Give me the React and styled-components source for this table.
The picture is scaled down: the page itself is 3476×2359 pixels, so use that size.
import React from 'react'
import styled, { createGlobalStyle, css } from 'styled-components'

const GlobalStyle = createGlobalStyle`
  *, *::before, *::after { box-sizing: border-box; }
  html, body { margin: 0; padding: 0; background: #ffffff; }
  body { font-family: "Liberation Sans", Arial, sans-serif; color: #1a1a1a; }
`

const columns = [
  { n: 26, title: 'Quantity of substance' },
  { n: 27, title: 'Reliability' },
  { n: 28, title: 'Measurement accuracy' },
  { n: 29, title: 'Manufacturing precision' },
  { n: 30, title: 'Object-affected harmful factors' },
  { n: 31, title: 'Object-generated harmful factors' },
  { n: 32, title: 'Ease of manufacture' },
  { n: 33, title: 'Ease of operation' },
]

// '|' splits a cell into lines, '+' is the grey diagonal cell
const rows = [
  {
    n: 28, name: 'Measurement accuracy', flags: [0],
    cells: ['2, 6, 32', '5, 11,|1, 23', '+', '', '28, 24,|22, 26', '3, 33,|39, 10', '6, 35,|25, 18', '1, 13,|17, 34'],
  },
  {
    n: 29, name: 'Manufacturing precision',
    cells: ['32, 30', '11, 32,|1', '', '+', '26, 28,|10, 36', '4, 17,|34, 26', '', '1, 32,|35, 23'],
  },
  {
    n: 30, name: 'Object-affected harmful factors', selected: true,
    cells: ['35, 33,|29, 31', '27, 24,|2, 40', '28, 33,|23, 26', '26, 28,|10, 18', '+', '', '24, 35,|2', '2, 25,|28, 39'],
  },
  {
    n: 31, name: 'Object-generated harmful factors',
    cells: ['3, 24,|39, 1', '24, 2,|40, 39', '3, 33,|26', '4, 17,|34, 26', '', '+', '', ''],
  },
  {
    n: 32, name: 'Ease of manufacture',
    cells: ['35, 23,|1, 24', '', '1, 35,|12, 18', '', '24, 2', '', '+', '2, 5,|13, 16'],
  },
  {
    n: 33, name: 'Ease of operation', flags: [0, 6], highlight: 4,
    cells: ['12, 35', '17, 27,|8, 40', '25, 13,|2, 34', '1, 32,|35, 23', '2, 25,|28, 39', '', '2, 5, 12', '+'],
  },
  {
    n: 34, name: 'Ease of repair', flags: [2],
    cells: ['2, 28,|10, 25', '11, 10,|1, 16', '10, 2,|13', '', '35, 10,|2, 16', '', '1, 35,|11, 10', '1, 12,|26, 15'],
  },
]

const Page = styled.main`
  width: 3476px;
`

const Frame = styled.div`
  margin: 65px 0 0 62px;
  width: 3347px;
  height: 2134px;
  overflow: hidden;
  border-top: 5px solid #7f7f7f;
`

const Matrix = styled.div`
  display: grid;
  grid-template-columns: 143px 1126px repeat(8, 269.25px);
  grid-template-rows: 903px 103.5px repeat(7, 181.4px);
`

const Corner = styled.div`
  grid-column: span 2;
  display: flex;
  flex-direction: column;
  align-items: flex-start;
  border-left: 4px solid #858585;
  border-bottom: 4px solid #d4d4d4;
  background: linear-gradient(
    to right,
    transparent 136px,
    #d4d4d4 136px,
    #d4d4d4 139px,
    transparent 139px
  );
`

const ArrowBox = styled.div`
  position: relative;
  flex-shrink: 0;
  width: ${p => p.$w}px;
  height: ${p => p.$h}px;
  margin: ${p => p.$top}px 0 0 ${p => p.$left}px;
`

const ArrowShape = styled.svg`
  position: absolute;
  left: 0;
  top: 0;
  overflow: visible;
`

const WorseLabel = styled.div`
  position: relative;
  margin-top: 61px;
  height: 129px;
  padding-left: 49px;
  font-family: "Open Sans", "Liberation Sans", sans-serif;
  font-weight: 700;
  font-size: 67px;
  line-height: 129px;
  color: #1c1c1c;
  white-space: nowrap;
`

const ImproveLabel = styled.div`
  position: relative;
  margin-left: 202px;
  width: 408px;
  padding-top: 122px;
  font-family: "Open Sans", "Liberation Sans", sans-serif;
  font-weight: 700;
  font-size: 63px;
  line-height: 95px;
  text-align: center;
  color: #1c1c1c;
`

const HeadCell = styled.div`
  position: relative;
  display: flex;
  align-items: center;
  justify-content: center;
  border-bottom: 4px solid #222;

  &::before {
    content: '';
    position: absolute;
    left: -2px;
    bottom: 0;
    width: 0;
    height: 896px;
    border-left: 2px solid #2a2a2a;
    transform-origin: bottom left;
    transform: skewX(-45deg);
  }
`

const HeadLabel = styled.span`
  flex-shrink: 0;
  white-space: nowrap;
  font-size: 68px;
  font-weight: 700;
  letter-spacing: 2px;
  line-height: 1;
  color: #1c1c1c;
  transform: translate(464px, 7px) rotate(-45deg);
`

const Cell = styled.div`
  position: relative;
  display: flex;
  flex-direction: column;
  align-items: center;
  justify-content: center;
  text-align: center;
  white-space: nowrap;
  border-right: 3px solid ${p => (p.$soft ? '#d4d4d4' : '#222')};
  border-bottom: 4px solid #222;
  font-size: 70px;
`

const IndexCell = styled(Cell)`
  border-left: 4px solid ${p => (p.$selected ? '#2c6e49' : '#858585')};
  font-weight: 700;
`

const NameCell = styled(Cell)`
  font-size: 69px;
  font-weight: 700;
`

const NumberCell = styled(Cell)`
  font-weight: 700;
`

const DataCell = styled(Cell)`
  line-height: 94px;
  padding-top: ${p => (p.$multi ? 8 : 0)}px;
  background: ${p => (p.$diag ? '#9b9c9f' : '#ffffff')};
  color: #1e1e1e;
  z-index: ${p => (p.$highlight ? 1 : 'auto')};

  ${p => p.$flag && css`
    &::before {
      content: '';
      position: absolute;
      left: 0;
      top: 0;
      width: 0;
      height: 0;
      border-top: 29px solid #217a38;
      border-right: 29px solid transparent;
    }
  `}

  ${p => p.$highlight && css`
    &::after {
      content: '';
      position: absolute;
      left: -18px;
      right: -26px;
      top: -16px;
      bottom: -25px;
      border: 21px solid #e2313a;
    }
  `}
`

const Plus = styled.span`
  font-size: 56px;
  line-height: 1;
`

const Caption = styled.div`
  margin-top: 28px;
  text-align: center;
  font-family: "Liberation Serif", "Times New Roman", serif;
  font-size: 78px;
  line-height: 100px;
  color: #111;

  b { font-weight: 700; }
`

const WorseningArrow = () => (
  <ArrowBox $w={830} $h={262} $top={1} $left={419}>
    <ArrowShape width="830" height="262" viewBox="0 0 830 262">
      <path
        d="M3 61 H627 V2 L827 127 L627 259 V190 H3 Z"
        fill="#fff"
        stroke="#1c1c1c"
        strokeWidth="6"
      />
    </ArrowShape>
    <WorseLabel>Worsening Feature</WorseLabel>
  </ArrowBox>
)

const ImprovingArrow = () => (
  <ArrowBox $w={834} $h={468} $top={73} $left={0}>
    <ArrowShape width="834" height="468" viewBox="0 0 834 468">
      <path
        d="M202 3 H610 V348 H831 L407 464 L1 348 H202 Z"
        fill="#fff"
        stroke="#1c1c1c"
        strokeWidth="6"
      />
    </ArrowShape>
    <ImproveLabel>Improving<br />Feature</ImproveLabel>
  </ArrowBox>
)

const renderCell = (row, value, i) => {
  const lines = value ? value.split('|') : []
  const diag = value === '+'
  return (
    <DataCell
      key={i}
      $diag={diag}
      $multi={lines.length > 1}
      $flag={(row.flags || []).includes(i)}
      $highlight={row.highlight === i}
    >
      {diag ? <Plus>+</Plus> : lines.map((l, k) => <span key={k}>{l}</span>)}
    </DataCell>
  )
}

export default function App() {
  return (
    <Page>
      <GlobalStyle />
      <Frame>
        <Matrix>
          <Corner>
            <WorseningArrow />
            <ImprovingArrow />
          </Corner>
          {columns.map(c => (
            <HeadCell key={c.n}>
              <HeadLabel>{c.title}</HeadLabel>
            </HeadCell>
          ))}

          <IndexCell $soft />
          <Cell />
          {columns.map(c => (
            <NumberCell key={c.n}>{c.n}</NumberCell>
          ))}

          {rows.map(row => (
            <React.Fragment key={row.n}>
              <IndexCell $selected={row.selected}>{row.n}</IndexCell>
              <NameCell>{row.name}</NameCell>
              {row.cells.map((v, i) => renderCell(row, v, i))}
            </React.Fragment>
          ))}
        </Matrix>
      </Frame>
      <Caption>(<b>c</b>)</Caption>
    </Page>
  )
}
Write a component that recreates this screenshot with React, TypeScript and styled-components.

## Exercise details
In the material above, show every line where the word "size" turns up.

## Answer to the problem
The picture is scaled down: the page itself is 3476×2359 pixels, so use that size.
  font-size: 67px;
  font-size: 63px;
  font-size: 68px;
  font-size: 70px;
  font-size: 69px;
  font-size: 56px;
  font-size: 78px;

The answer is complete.